Parece que, en la deriva de los tiempos, olvidamos los aportes culturales que se produjeron en los siglos XVI y XVII: cuando las festividades asociadas con la muerte y resurrección de Cristo nunca apuntaron a la construcción de altas y fastuosas estructuras que se cubrieran de velas y se emplearan para significar la presencia de los fallecidos. Los altares de muertos de la actualidad, más que una relación con el mundo prehispánico, la encuentran con las piras funerarias o túmulos construidos mientras estos territorios formaron parte de la Monarquía Hispánica.

“Nuestra pobreza puede medirse por el número y suntuosidad de las fiestas populares” (https://bit.ly/2qOaDwS) Decíamos antes que, siglos atrás, las ciudades no reparaban en gastos durante sus festejos (mortuorios o de otra naturaleza). Esos gastos, temidos por las autoridades, prohibidos en reales pragmáticas y aborrecidos por el que tenía que asumirlos en total o en parte, eran la oportunidad de reclamar más adelante, en un sistema de precedencias y clientelismos, la posibilidad de obtener algo a cambio. Lo mismo sucede en la actualidad, por contradictorio que parezca. Ni la modernidad, ni el republicanismo, ni la “democracia” han logrado extinguir el dispendio: ahora, no es una oligarquía (¿o sí?) la que auspicia los festines que se han de dar al público, sino las propias autoridades, otra vez, con la intención de ganar voluntades que, en nuestros días, se llaman votos.

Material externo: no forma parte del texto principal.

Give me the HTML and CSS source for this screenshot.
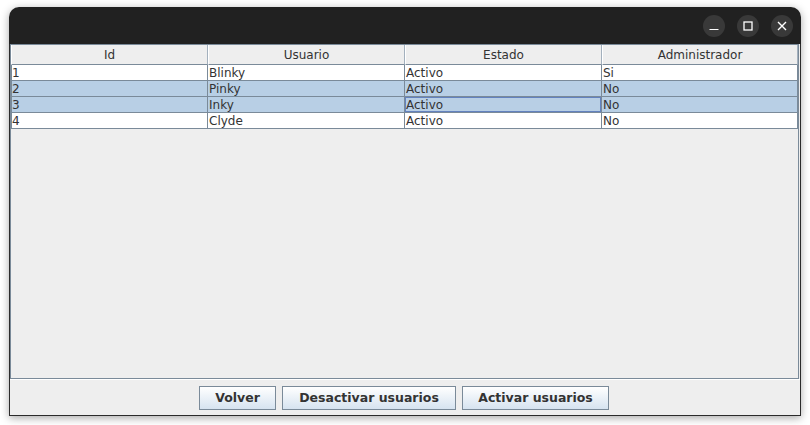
FILE: index.html
```html
<!DOCTYPE html>
<html>
<head>
<meta charset="utf-8">
<link rel="stylesheet" href="styles.css">
</head>
<body>
<div class="window">
  <div class="titlebar">
    <div class="ctl">
      <svg width="10" height="10" viewBox="0 0 10 10"><line x1="0.5" y1="8.5" x2="9.5" y2="8.5" stroke="#fff" stroke-width="1.2"/></svg>
    </div>
    <div class="ctl">
      <svg width="10" height="10" viewBox="0 0 10 10"><rect x="1" y="1" width="8" height="8" fill="none" stroke="#fff" stroke-width="1.3"/></svg>
    </div>
    <div class="ctl">
      <svg width="10" height="10" viewBox="0 0 10 10"><path d="M1 1 L9 9 M9 1 L1 9" stroke="#fff" stroke-width="1.4" fill="none"/></svg>
    </div>
  </div>
  <div class="content">
    <div class="scrollpane">
      <div class="grid">
        <div class="th">Id</div>
        <div class="th">Usuario</div>
        <div class="th">Estado</div>
        <div class="th">Administrador</div>

        <div class="td">1</div><div class="td">Blinky</div><div class="td">Activo</div><div class="td">Si</div>
        <div class="td sel">2</div><div class="td sel">Pinky</div><div class="td sel">Activo</div><div class="td sel">No</div>
        <div class="td sel">3</div><div class="td sel">Inky</div><div class="td sel focus">Activo</div><div class="td sel">No</div>
        <div class="td">4</div><div class="td">Clyde</div><div class="td">Activo</div><div class="td">No</div>
      </div>
    </div>
    <div class="sep"></div>
    <div class="buttons">
      <button class="btn w1">Volver</button>
      <button class="btn w2">Desactivar usuarios</button>
      <button class="btn w3">Activar usuarios</button>
    </div>
  </div>
</div>
</body>
</html>
```

FILE: styles.css
```css
html, body {
  margin: 0;
  padding: 0;
  background: #ffffff;
  width: 810px;
  height: 425px;
  overflow: hidden;
}

body {
  font-family: "DejaVu Sans", sans-serif;
}

.window {
  margin: 7px 0 0 9px;
  width: 792px;
  height: 409px;
  border-radius: 10px 10px 0 0;
  overflow: hidden;
  box-shadow: 0 2px 9px rgba(0, 0, 0, 0.35);
  display: flex;
  flex-direction: column;
}

.titlebar {
  height: 37px;
  background: #212121;
  display: flex;
  justify-content: flex-end;
  align-items: center;
  gap: 12px;
  padding-right: 8px;
  flex: none;
}

.ctl {
  width: 22px;
  height: 22px;
  border-radius: 50%;
  background: #393939;
  display: flex;
  align-items: center;
  justify-content: center;
}

.content {
  flex: 1;
  background: #eeeeee;
  border: 1px solid #2b2b2b;
  border-top: none;
  display: flex;
  flex-direction: column;
}

.scrollpane {
  height: 335px;
  width: 789px;
  box-sizing: border-box;
  border: 1px solid #7a8a99;
  background: #eeeeee;
  flex: none;
}

.grid {
  display: grid;
  grid-template-columns: 197px 197px 197px 196px;
  font-size: 12px;
  color: #333333;
}

.th {
  height: 20px;
  box-sizing: border-box;
  background: #eeeeee;
  border-right: 1px solid #a3b0bd;
  border-bottom: 1px solid #7a8a99;
  border-left: 1px solid #ffffff;
  text-align: center;
  line-height: 19px;
  padding-top: 1px;
}

.td {
  height: 16px;
  box-sizing: border-box;
  background: #ffffff;
  border-right: 1px solid #7a8a99;
  border-bottom: 1px solid #7a8a99;
  padding-left: 1px;
  padding-top: 1px;
  line-height: 14px;
  white-space: nowrap;
  overflow: hidden;
}

.td:nth-child(4n+1) {
  border-left: 1px solid #7a8a99;
  padding-left: 0;
}

.td.sel {
  background: #b8cfe5;
}

.td.focus {
  box-shadow: inset 0 0 0 1px #6382bf;
}

.sep {
  height: 1px;
  background: #ffffff;
  flex: none;
}

.buttons {
  flex: 1;
  display: flex;
  justify-content: center;
  align-items: center;
  gap: 6px;
  padding-right: 2px;
}

.btn {
  height: 24px;
  box-sizing: border-box;
  border: 1px solid #7a8a99;
  border-radius: 0;
  background: linear-gradient(#ffffff, #d6e3f0);
  font-family: "DejaVu Sans", sans-serif;
  font-weight: bold;
  font-size: 12.5px;
  color: #333333;
  padding: 0;
  margin: 0;
}

.w1 { width: 77px; }
.w2 { width: 174px; }
.w3 { width: 147px; }
```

Como cada año, nos encanta evocar al Mictlán. No entendemos por qué, pero nos encanta evocarlo. Octavio Paz hablaba de una dualidad continuista que en nada se parece a nuestra concepción católica de la muerte. En el mundo prehispánico, muerte y vida eran dos etapas sucesivas de un continuum infinito, con lo que la angustia por la condenación eterna y la visión de separación de una y otra vida nos vinieron con el catolicismo. Lo que resulta maravilloso todavía es esa capacidad, incluso en los grandes centros urbanos, de conectarnos con lo arquetípico: eso es lo que hace a muchos evocar presencias espectrales que comen mole y toman tequila, lo que hace acomodar escalones decorados con papel picado para disponer los platillos –la ofrenda– que los muertos van a comer, lo que hace levantar una estructura ascensional –un axis mundi– en un sitio prominente de la casa (como hasta el siglo XIX cuando alguien moría o en la celebración de los Fieles Difuntos) y lo que hace levantar en los hornos la harina del pequeño túmulo funerario azucarado que, desafortunadamente, hoy se comienza a vender en los supermercados desde octubre. Sin embargo, ese cráneo espolvoreado de azúcar que se come los primeros días de noviembre, no ha perdido su rigor como memento mori.